Zoom Headed for IPO
Zoom Video Communications wrapped up last week with formal notice of its intent to go public, using the Nasdaq ticker symbol “ZM” and seeking to raise some $100 million, as specified in a registration statement filed with the U.S. Securities and Exchange Commission on Friday, March 22.
The much-anticipated move came just two days after Zoom CIO Harry Moseley shared the company’s vision in a fireside chat at Enterprise Connect 2019. The question around video meetings isn’t one about desktop vs. huddle room, Moseley shared. “It’s about connecting with people. It’s about leveling that playing field. It’s from mobile to the boardroom, and everything in between. It’s about being able to communicate one to one, and one to a million from any device, anytime, anywhere.”
Productivity, efficiency, and ease of use are the company’s development guideposts, as evidenced in the handful of enhancements and hardware partnerships Zoom announced at Enterprise Connect for its Zoom Phone, Zoom Room, and Zoom Meetings products. These include real-time transcription, which Moseley called out on stage as a differentiator for Zoom today.
Since launching in 2011, Zoom has emerged as a cloud-native go-to provider of video conferencing for business meetings, a fierce competitor to products such as Cisco’s Webex Meetings and Microsoft Skype for Business. Founder and CEO Eric Yuan comes from a Webex heritage, having worked there as an engineer before Cisco acquired the company in 2007.
In its Form S-1 registration statement, Zoom pointed to the failure of legacy communications systems to adequately address the requirements of a modern workforce. “Legacy communication tools have been ineffective due to substandard technology, expensive deployments, complicated interfaces and aging, proprietary architectures,” the company stated. “This dynamic has resulted in organizations deploying disparate and siloed technologies to address each of the various ways in which people communicate, including video, voice, email, chat and content sharing. These disparate technologies are difficult for employees to adopt and navigate and cumbersome and expensive for IT to support and manage.”

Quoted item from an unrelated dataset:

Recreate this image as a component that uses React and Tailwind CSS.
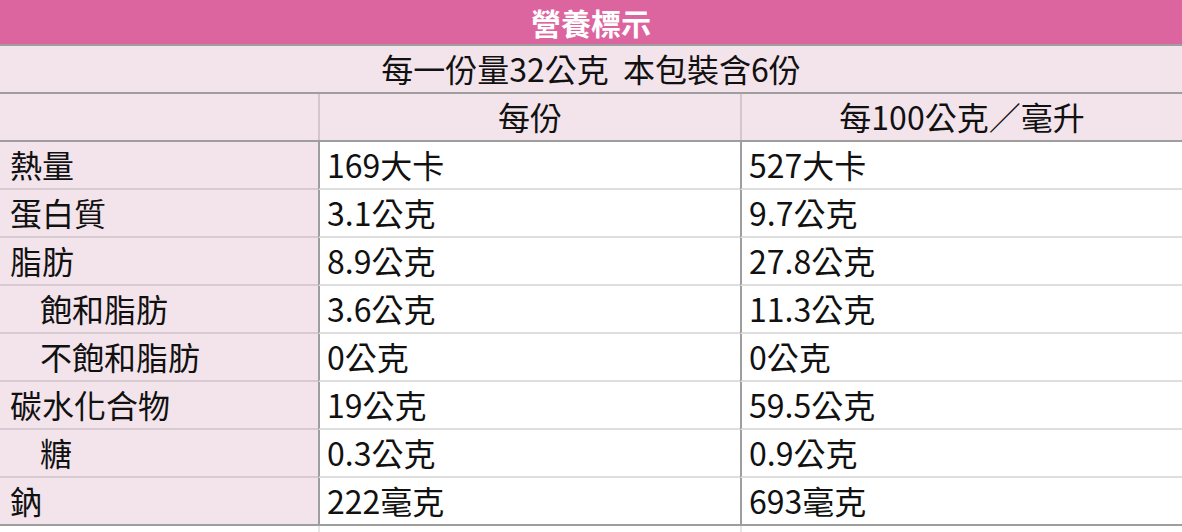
const rows = [
  { name: "熱量", per: "169大卡", per100: "527大卡" },
  { name: "蛋白質", per: "3.1公克", per100: "9.7公克" },
  { name: "脂肪", per: "8.9公克", per100: "27.8公克" },
  { name: "飽和脂肪", per: "3.6公克", per100: "11.3公克", sub: true },
  { name: "不飽和脂肪", per: "0公克", per100: "0公克", sub: true },
  { name: "碳水化合物", per: "19公克", per100: "59.5公克" },
  { name: "糖", per: "0.3公克", per100: "0.9公克", sub: true },
  { name: "鈉", per: "222毫克", per100: "693毫克" },
];

export default function App() {
  return (
    <div
      className="w-[1182px] h-[532px] overflow-hidden bg-white text-[#111] text-[32px] leading-none"
      style={{ fontFamily: '"Noto Sans CJK TC", "Noto Sans", sans-serif' }}
    >
      {/* 標題 */}
      <div className="h-[46px] flex items-center justify-center bg-[#dc659f] border-b-2 border-[#9e9e9e] text-white font-bold text-[30px] leading-[44px]">
        營養標示
      </div>

      <div className="h-[48px] flex items-center justify-center pb-[3px] bg-[#f3e4ec] border-b-2 border-[#9e9e9e]">
        每一份量32公克&nbsp;&nbsp;本包裝含6份
      </div>

      {/* 欄位標題 */}
      <div className="h-[48px] flex bg-[#f3e4ec] border-b-2 border-[#9e9e9e]">
        <div className="w-[318px]" />
        <div className="w-[422px] border-l-2 border-[#d5c5cd] flex items-center justify-center pb-[3px]">
          每份
        </div>
        <div className="flex-1 border-l-2 border-[#d5c5cd] flex items-center justify-center pb-[3px]">
          每100公克／毫升
        </div>
      </div>

      {rows.map((r, i) => {
        const last = i === rows.length - 1;
        return (
          <div key={r.name} className="h-[48px] flex">
            <div
              className={`w-[318px] bg-[#f3e4ec] flex items-center pb-[3px] border-b-2 ${
                last ? "border-[#9e9e9e]" : "border-[#d8cad1]"
              } ${r.sub ? "pl-[40px]" : "pl-[10px]"}`}
            >
              {r.name}
            </div>
            <div
              className={`w-[422px] border-l-2 border-l-[#9e9e9e] flex items-center pl-[7px] pb-[3px] border-b-2 ${
                last ? "border-b-[#9e9e9e]" : "border-b-[#dedede]"
              }`}
            >
              {r.per}
            </div>
            <div
              className={`flex-1 border-l-2 border-l-[#9e9e9e] flex items-center pl-[7px] pb-[3px] border-b-2 ${
                last ? "border-b-[#9e9e9e]" : "border-b-[#dedede]"
              }`}
            >
              {r.per100}
            </div>
          </div>
        );
      })}

      <div className="h-[48px] flex">
        <div className="w-[318px]" />
        <div className="w-[422px] border-l-2 border-[#e6e6e6]" />
        <div className="flex-1 border-l-2 border-[#e6e6e6]" />
      </div>
    </div>
  );
}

In contrast, Zoom’s filing states, the company’s cloud-native, video-first platform “just works,” enabling Zoom to turn viral adoption into paid accounts. As evidence, it shared that of its 344 customers that spent more than $100,000 in the fiscal year ended Jan. 31, 55% started with at least one free host prior to subscribing. These customers contributed 30% of revenue during that period, Zoom reported.
What’s more, Zoom continued, annual revenue has shown steady upward growth over the past three years, ending at $60.8 million for the fiscal year ended Jan. 31, 2017, $151.5 million for FY2018, and $330.5 million for FY2019. Additionally, the company reports a net income of $7.6 million for the most recent fiscal year --a profitable position that eludes many tech companies at the time of their IPOs.
In rationalizing its belief in its continued growth potential, Zoom wrote that once companies formalize on Zoom video, “they tend to greatly expand their use of video throughout their organizations. As a result, we expect that use of our platform will significantly increase the penetration of video communications across a broad range of customer types and use cases. We believe that all of today’s knowledge workers could benefit from our platform’s ability to connect people through frictionless video, voice, chat and content sharing.”
In previous No Jitter interviews, CEO Yuan has discussed the importance of establishing a culture of happiness at the company – something he has said not only benefits employees but also customers. The company spoke to the importance of that in its registration statement, as well: “Or culture of delivering happiness drives our mission, vision and values and is fundamental to everything we do at Zoom.”